February 2023 update: this post is being updated from 2 photos, which in itself was rare back in 2006, with a few more of the images that defined the day for Caroline and me. Gleaned from cold storage and not in the original text, we left our most excellent yurt at Beverly Beach State Park in the dark, stopping at Dutch Bros. also in Newport, Oregon, for coffee and driving south to North Bend before dipping into the Pancake Mill for breakfast two hours later.
A bit of a boring photo for sure, but sometimes, the boring must accompany the stellar in order for contrast to be well understood. There was likely something else at work that we succumbed to while out here in Oregon, the need to linger for another moment in the gray. Nothing quite like hanging out in a diner, cafe, or restaurant to linger in the vibe we reluctantly must leave.
Today will be all about the southerly direction we must go, and it is with that reality that we find ourselves adjacent to the Coquille River Lighthouse at Bullards Beach State Park in Bandon. Our original plan was to cut from the coast to U.S. Highway 5 for a faster drive home, but poor weather in the mountains and bridge repairs in Northern California have us taking the long, slow, scenic way home along the coast.
And, of course, we must stop for these moments of blue sky as it may be all we’ll witness on this day.

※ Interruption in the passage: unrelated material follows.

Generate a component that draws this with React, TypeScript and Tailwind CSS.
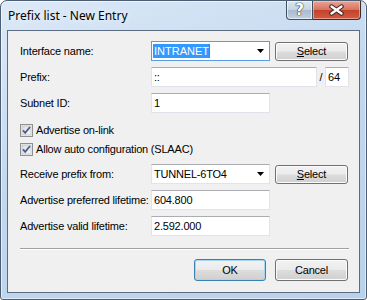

If only Face Rock, also in Bandon, could talk, I’d ask it how many days it has been witness to blue skies, though I might also enquire if it has seen a stray UFO here or there.

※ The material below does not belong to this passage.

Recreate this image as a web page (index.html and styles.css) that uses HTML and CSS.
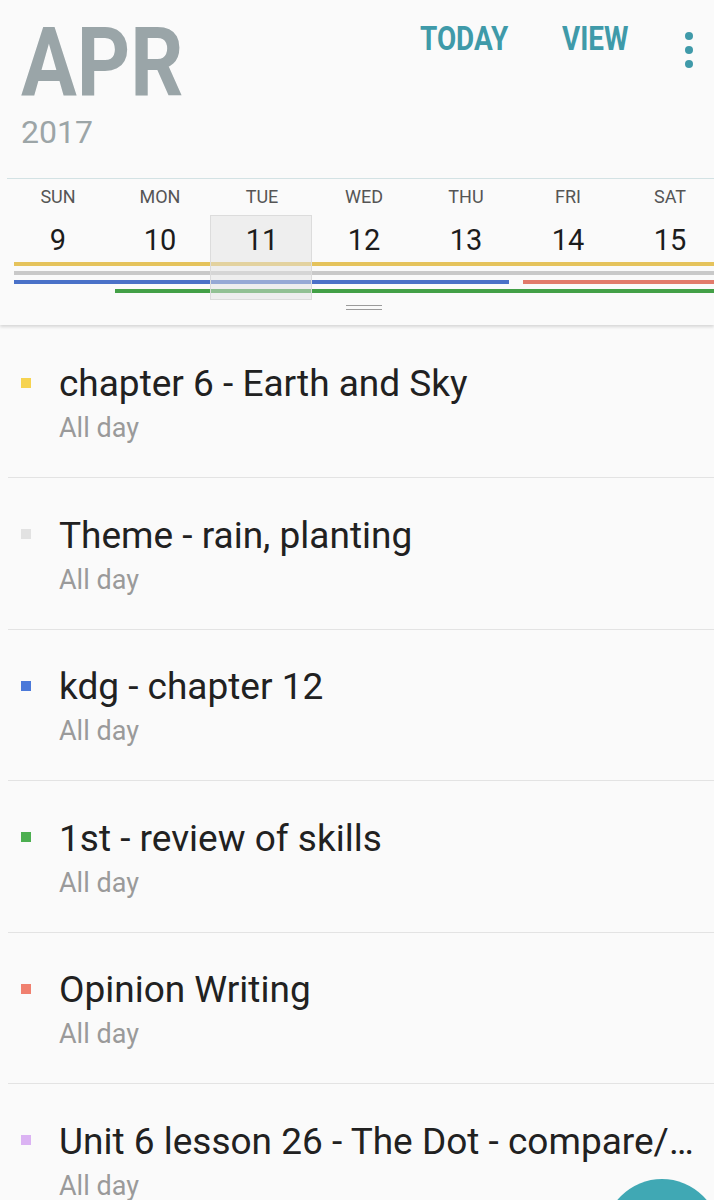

Of course, I wanted to enter this abandoned house, but things we relatively kept up, meaning for all I knew, the place only looked as though no one was living there.
No time to go down to the docks here at Port Orford. Heck, what am I even doing with all this driving still ahead of me?

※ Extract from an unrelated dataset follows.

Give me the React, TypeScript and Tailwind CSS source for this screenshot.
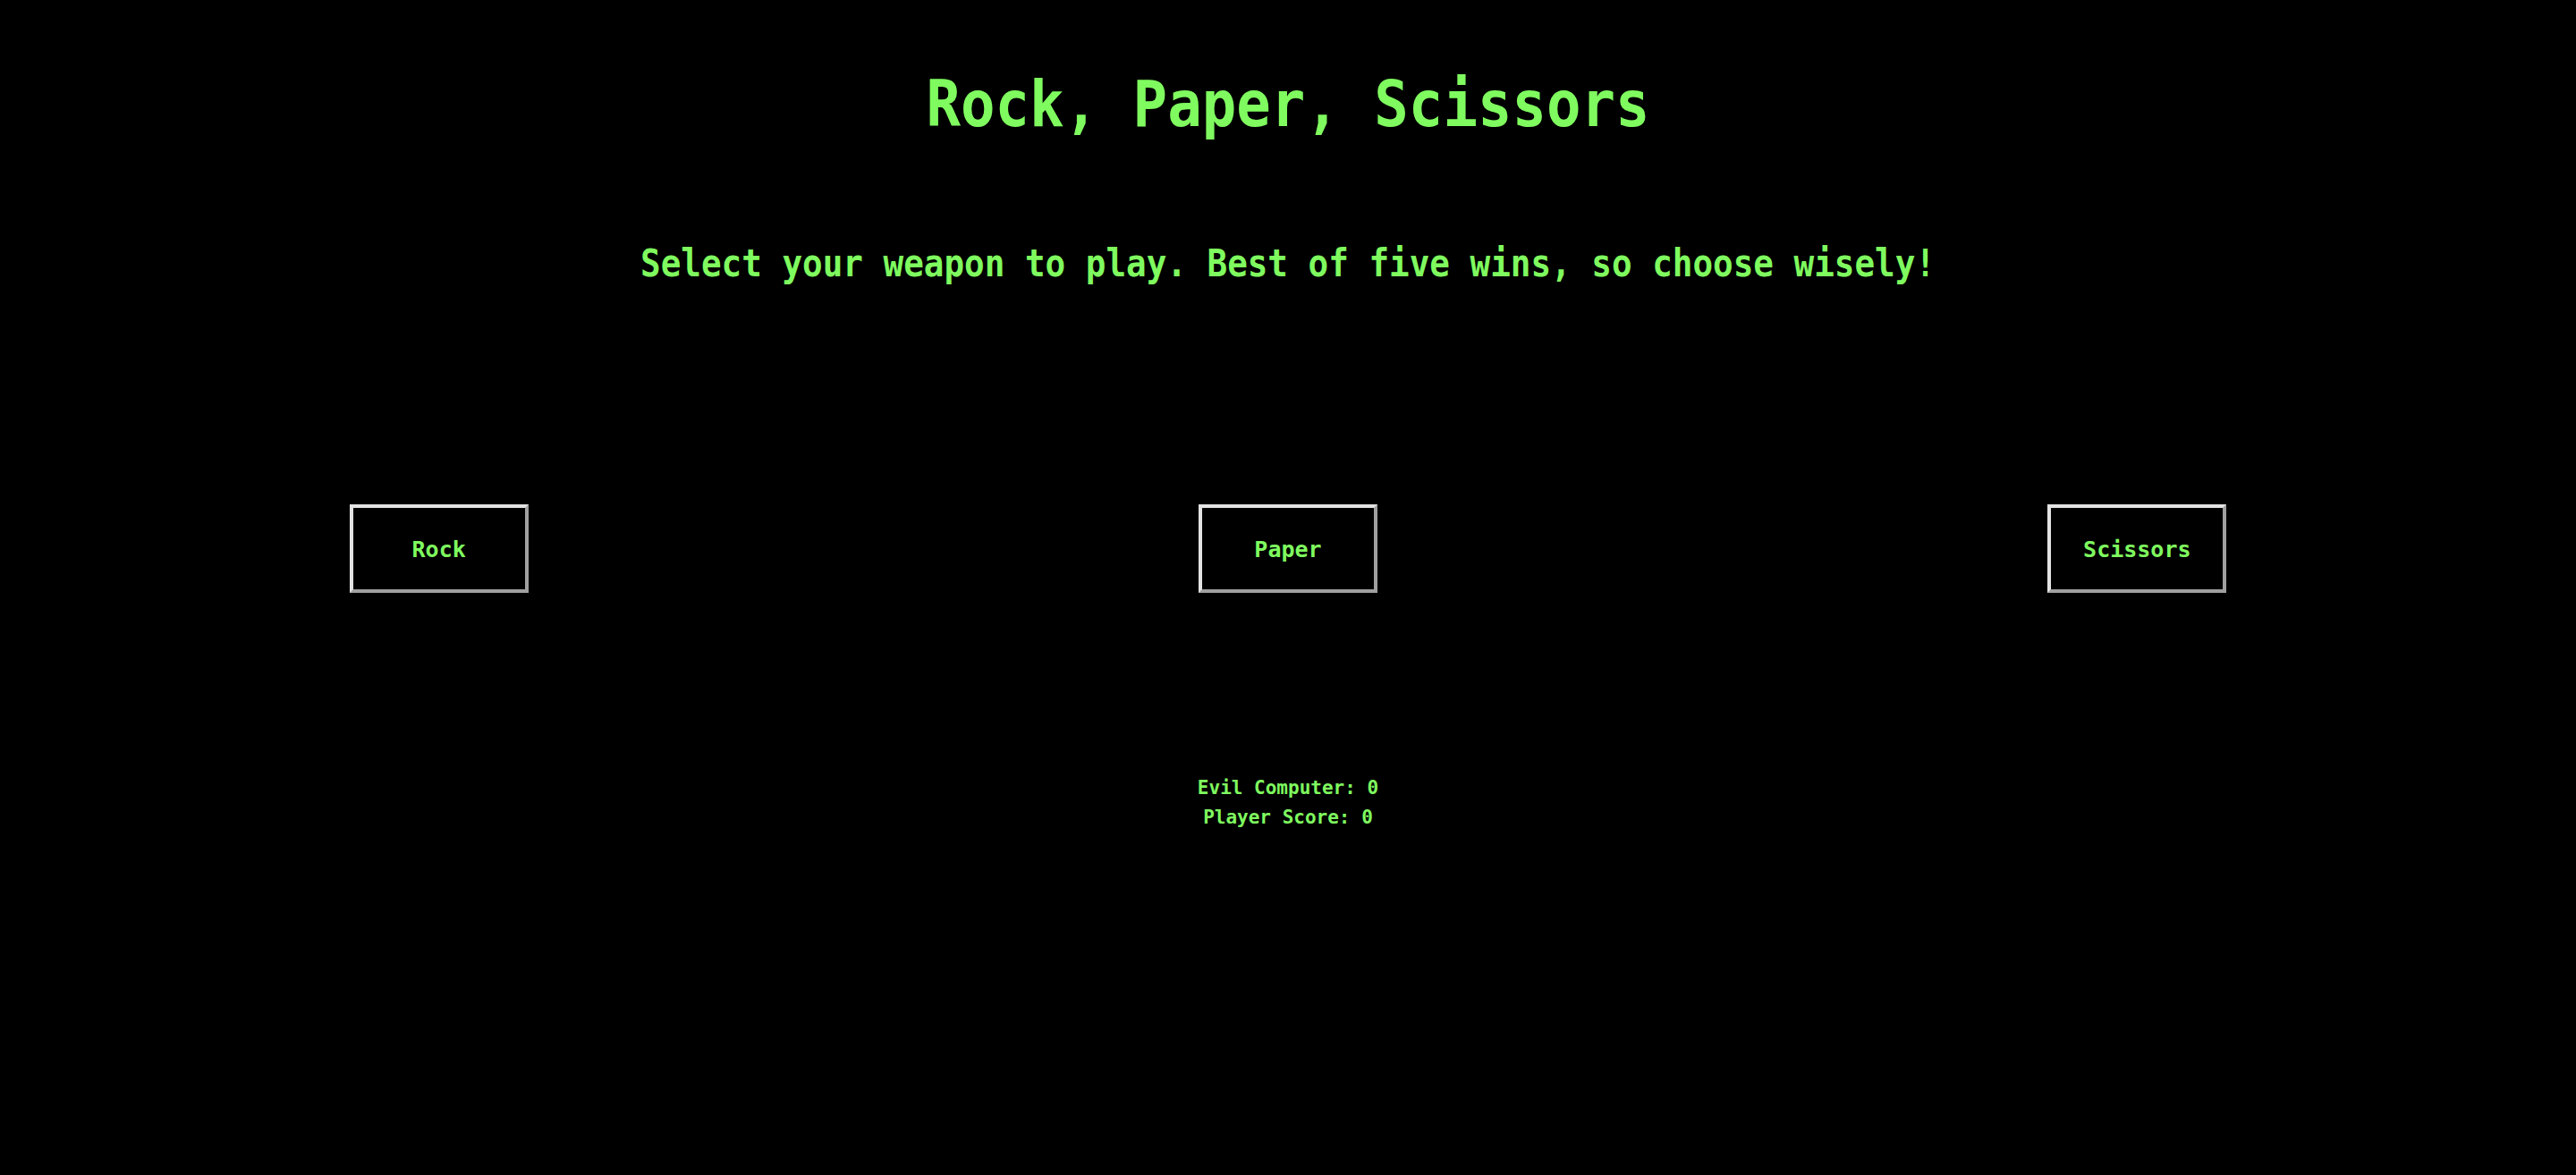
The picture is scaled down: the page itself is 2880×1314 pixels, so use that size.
import React from "react";

const mono = { fontFamily: '"DejaVu Sans Mono", "Liberation Mono", monospace' };

function WeaponButton({ label }: { label: string }) {
  return (
    <button
      className="w-[200px] h-[99px] bg-black border-4 border-solid border-t-[#e3e3e3] border-l-[#e3e3e3] border-b-[#a0a0a0] border-r-[#a0a0a0] text-[#7ffb5f] text-[25px] leading-[25px] font-bold flex items-center justify-center pt-[2px]"
      style={mono}
    >
      {label}
    </button>
  );
}

export default function App() {
  return (
    <div className="min-h-screen w-full bg-black text-[#7ffb5f] flex flex-col items-center" style={mono}>
      <h1 className="mt-[84px] text-[64px] leading-[64px] font-bold scale-y-[1.12]">Rock, Paper, Scissors</h1>
      <p className="mt-[129px] text-[37.6px] leading-[37.6px] font-bold scale-y-[1.12]">
        Select your weapon to play. Best of five wins, so choose wisely!
      </p>
      <div className="mt-[249px] w-full px-4 flex justify-around">
        <WeaponButton label="Rock" />
        <WeaponButton label="Paper" />
        <WeaponButton label="Scissors" />
      </div>
      <div className="mt-[202px] flex flex-col items-center text-[21px] leading-[33px] font-bold">
        <div>Evil Computer: 0</div>
        <div>Player Score: 0</div>
      </div>
    </div>
  );
}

I know we are trying to keep a solid pace, but how can I just drive by this scene at Gold Beach, ignoring its aesthetic brilliance?
This may well turn out to be the most dramatic shot I’ll ever shoot of the shark fin rock here at Meyers Creek Beach, but that doesn’t imply I won’t try again and again over the approaching years of doing better.
For a minute, we felt sympathy for this guy; we even refused his offer of money. He wasn’t with us long before he needed to get out of our car. The lesson was learned: guys too well dressed for small-town America hitchhiking are probably sociopaths, and as soon as you tune into the crazy talk, it might even be better to boot them from the car with the first verbal transgression. Lucky for him, we took him as far as Eureka before insisting that there was no way he was going any further with us.
After filling up on Dutch Bros. again, this time in Eureka after ditching creeper dude, we stopped in at the Humboldt Redwoods State Park to commune with nature and wash our mistake off of us, only to record here on the blog for posterity.
Sunlight has started to fade, and yet we still have 300 more miles of driving before reaching Santa Cruz, California, south of San Francisco. Should we make it to our hoped-for destination, we’ll have covered more than 700 miles today.
Speaking of San Francisco, why not pull into the city for a dinner break? Oh, this looks interesting: Hakka cuisine in the style of Szechuan flavors, and we were the only non-Chinese customers; as a matter of fact, I think that even the menu presented us with some challenges. We ended up with a whole fish that we split before returning to the road for the final leg of today’s journey.